Your task –
Skip the pictures. Copy all the rest of the records down exactly.

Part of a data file
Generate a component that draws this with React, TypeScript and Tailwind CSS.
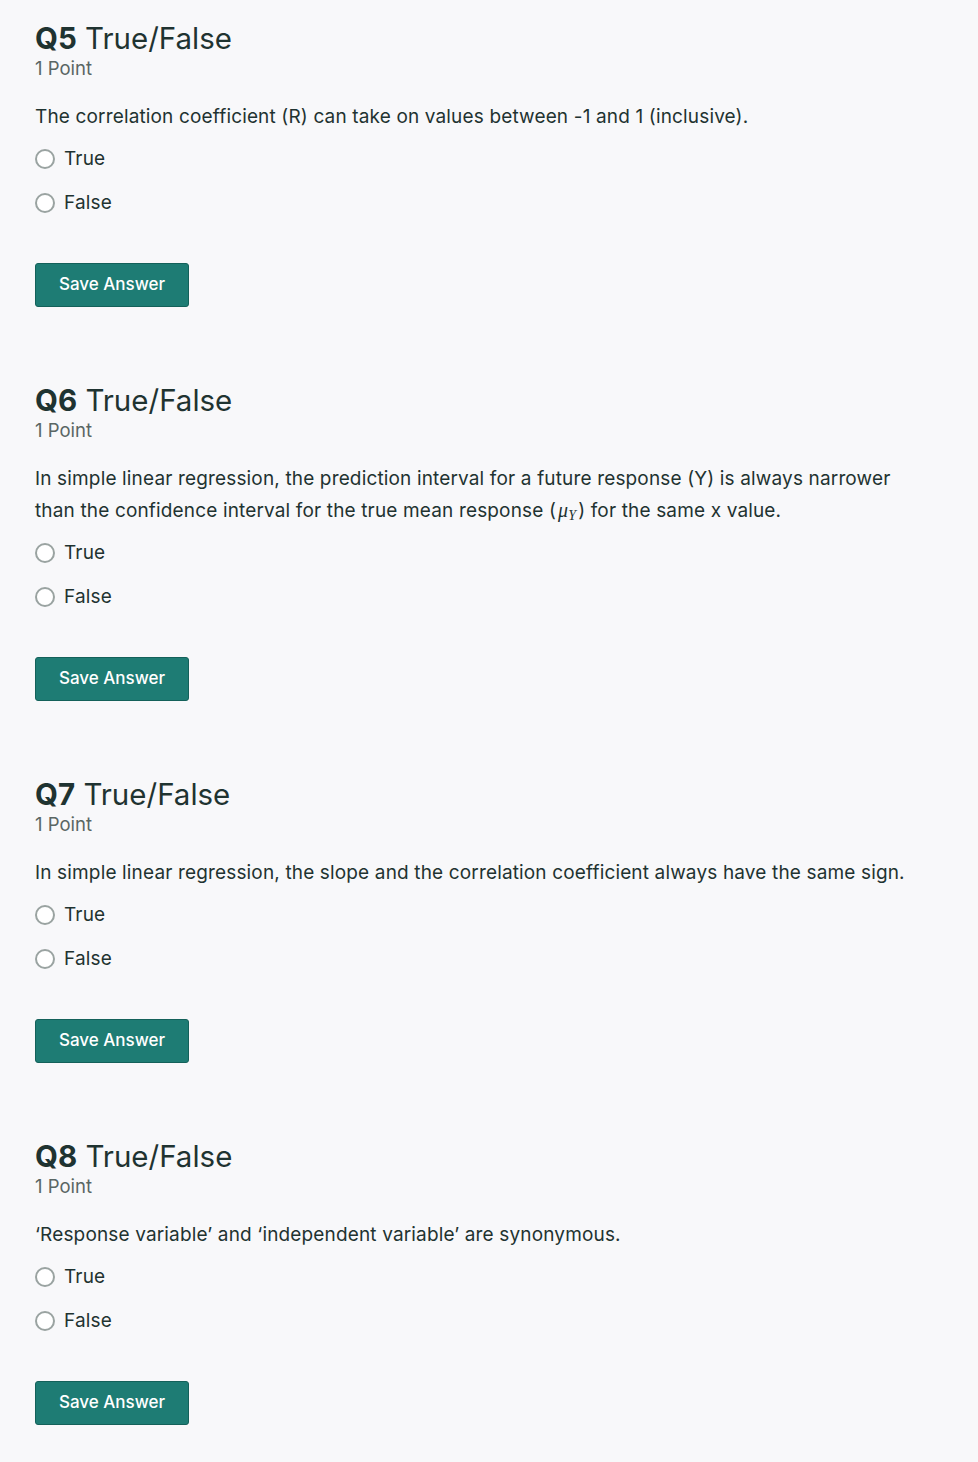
import React from "react";

type Q = { n: string; text: React.ReactNode };

const questions: Q[] = [
  { n: "Q5", text: "The correlation coefficient (R) can take on values between -1 and 1 (inclusive)." },
  {
    n: "Q6",
    text: (
      <>
        In simple linear regression, the prediction interval for a future response (Y) is always narrower than the
        confidence interval for the true mean response (
        <span className="mx-[2px] italic leading-none" style={{ fontFamily: "'Liberation Serif', serif" }}>
          <span className="text-[20px] leading-none">μ</span>
          <span className="align-[-3px] text-[14px] leading-none">Y</span>
        </span>
        ) for the same x value.
      </>
    ),
  },
  { n: "Q7", text: "In simple linear regression, the slope and the correlation coefficient always have the same sign." },
  { n: "Q8", text: "‘Response variable’ and ‘independent variable’ are synonymous." },
];

function Radio({ label }: { label: string }) {
  return (
    <label className="flex h-[44px] items-center gap-[9px]">
      <span className="block h-[20px] w-[20px] rounded-full border-2 border-[#9aa3a1] bg-white" />
      <span className="text-[19px] tracking-[0.15px] text-[#1f3331]">{label}</span>
    </label>
  );
}

export default function App() {
  return (
    <div
      className="min-h-[1462px] bg-[#f8f8fa] pl-[35px] pr-[40px] pt-[20px] pb-[37px] text-[#1f3331]"
      style={{ fontFamily: "Inter, 'Noto Sans', sans-serif" }}
    >
      {questions.map((q, i) => (
        <section key={q.n} className={i === 0 ? "" : "mt-[75px]"}>
          <h2 className="h-[36px] text-[29.5px] leading-[36px] text-[#1f3331]">
            <span className="font-bold">{q.n}</span> True/False
          </h2>
          <div className="text-[18.5px] leading-[24px] text-[#5a6664]">1 Point</div>
          <p className="mt-[21px] max-w-[890px] text-[19px] leading-[32px] tracking-[0.15px]">{q.text}</p>
          <div className="mt-[4px] flex flex-col">
            <Radio label="True" />
            <Radio label="False" />
          </div>
          <button className="mt-[38px] h-[44px] w-[154px] rounded-[3px] border border-[#14615a] bg-[#1e7c74] text-[17px] font-medium text-white">
            Save Answer
          </button>
        </section>
      ))}
    </div>
  );
}
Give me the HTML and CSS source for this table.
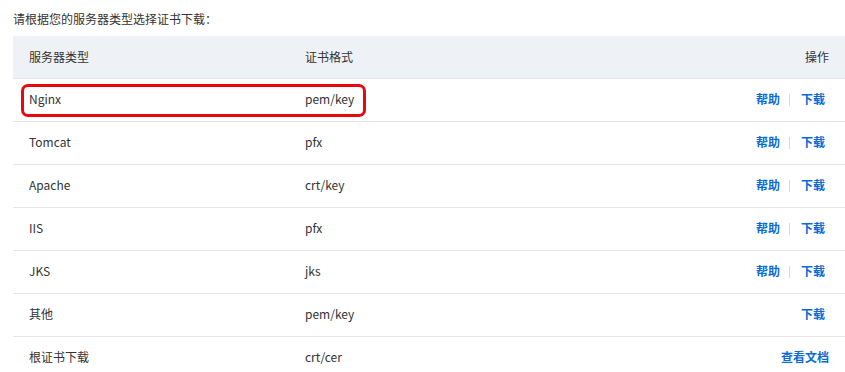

Output for this task –
Generate a component that draws this with React, TypeScript and Tailwind CSS.
import React from "react";

type Q = { n: string; text: React.ReactNode };

const questions: Q[] = [
  { n: "Q5", text: "The correlation coefficient (R) can take on values between -1 and 1 (inclusive)." },
  {
    n: "Q6",
    text: (
      <>
        In simple linear regression, the prediction interval for a future response (Y) is always narrower than the
        confidence interval for the true mean response (
        <span className="mx-[2px] italic leading-none" style={{ fontFamily: "'Liberation Serif', serif" }}>
          <span className="text-[20px] leading-none">μ</span>
          <span className="align-[-3px] text-[14px] leading-none">Y</span>
        </span>
        ) for the same x value.
      </>
    ),
  },
  { n: "Q7", text: "In simple linear regression, the slope and the correlation coefficient always have the same sign." },
  { n: "Q8", text: "‘Response variable’ and ‘independent variable’ are synonymous." },
];

function Radio({ label }: { label: string }) {
  return (
    <label className="flex h-[44px] items-center gap-[9px]">
      <span className="block h-[20px] w-[20px] rounded-full border-2 border-[#9aa3a1] bg-white" />
      <span className="text-[19px] tracking-[0.15px] text-[#1f3331]">{label}</span>
    </label>
  );
}

export default function App() {
  return (
    <div
      className="min-h-[1462px] bg-[#f8f8fa] pl-[35px] pr-[40px] pt-[20px] pb-[37px] text-[#1f3331]"
      style={{ fontFamily: "Inter, 'Noto Sans', sans-serif" }}
    >
      {questions.map((q, i) => (
        <section key={q.n} className={i === 0 ? "" : "mt-[75px]"}>
          <h2 className="h-[36px] text-[29.5px] leading-[36px] text-[#1f3331]">
            <span className="font-bold">{q.n}</span> True/False
          </h2>
          <div className="text-[18.5px] leading-[24px] text-[#5a6664]">1 Point</div>
          <p className="mt-[21px] max-w-[890px] text-[19px] leading-[32px] tracking-[0.15px]">{q.text}</p>
          <div className="mt-[4px] flex flex-col">
            <Radio label="True" />
            <Radio label="False" />
          </div>
          <button className="mt-[38px] h-[44px] w-[154px] rounded-[3px] border border-[#14615a] bg-[#1e7c74] text-[17px] font-medium text-white">
            Save Answer
          </button>
        </section>
      ))}
    </div>
  );
}
Give me the HTML and CSS source for this table.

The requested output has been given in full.